Puis la mémoire de l'engagement contre la guerre en Corée s'est affaiblie en France, du fait notamment du changement de cap du Parti communiste français (PCF), organisateur de la manifestation parisienne du 28 mai 1952 contre "Ridgway la Peste", quand le PCF prônait une ligne prête à l'affrontement au paroxysme de la guerre froide.

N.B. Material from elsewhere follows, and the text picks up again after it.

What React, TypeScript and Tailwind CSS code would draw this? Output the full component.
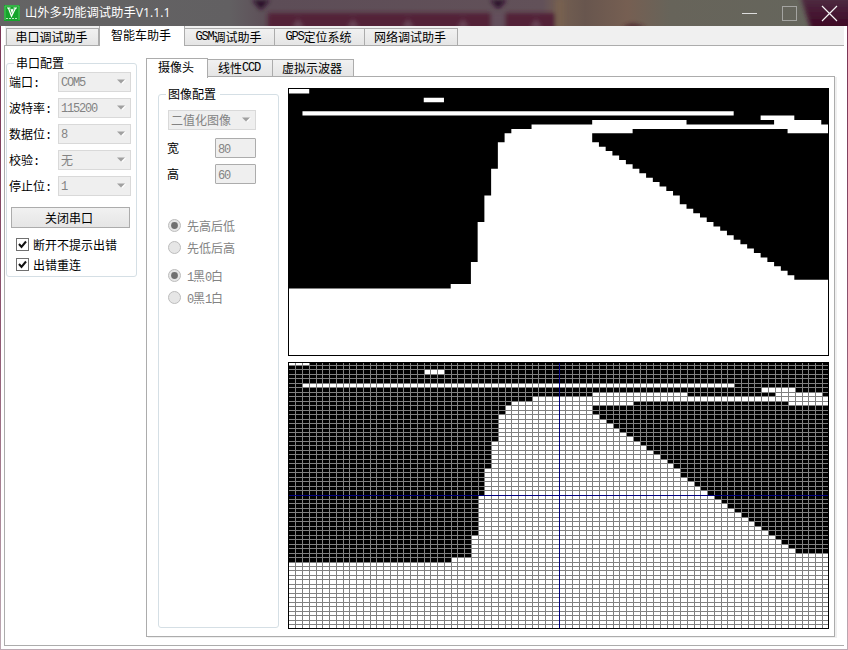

Mais l'AAFC a repris le flambeau du combat non seulement pour une paix durable en Corée, mais aussi pour la mémoire et la vérité - face aux tentatives grossières de certains gouvernements engagés en Corée sous le drapeau des Nations Unies, au premier rang desquels le gouvernement américain, de nier l'évidence de l'utilisation d'armes chimiques et bactériologiques - dont avaient pourtant rendu compte, dès l'époque de la guerre, des journalistes comme Wilfried Burchett, un des tout premiers à avoir alerté l'opinion publique mondiale sur les conséquences des bombardements nucléaires d'Hiroshima et Nagsaki, initialement niées en bloc par le gouvernement et l'armée américains. Cette constance des positions et des luttes de l'AAFC apparaît d'ailleurs dans la liste de ses membres fondateurs en 1969 : parmi eux nous retrouvons le compositeur-interprète Francis Lemarque, membre de la délégation d'intellectuels français ayant visité Pyongyang en mai 1958 et rencontré le Président Kim Il-sung, auteur de chansons pacifistes et antimilitaristes (notamment "Quand un soldat", interprétée également par Yves Montand, cf. ci-dessous). Et le film Moranbong sera projeté par l'AAFC dans les années suivant sa fondation, au tournant des années 1960 et 1970 : s'engager pour la paix et le dialogue entre les peuples, en refusant les idées reçues et le diktat de la majorité qui entretiennent la haine de l'autre et la guerre, tel est le sens de l'action que mène l'AAFC depuis près d'un demi-siècle.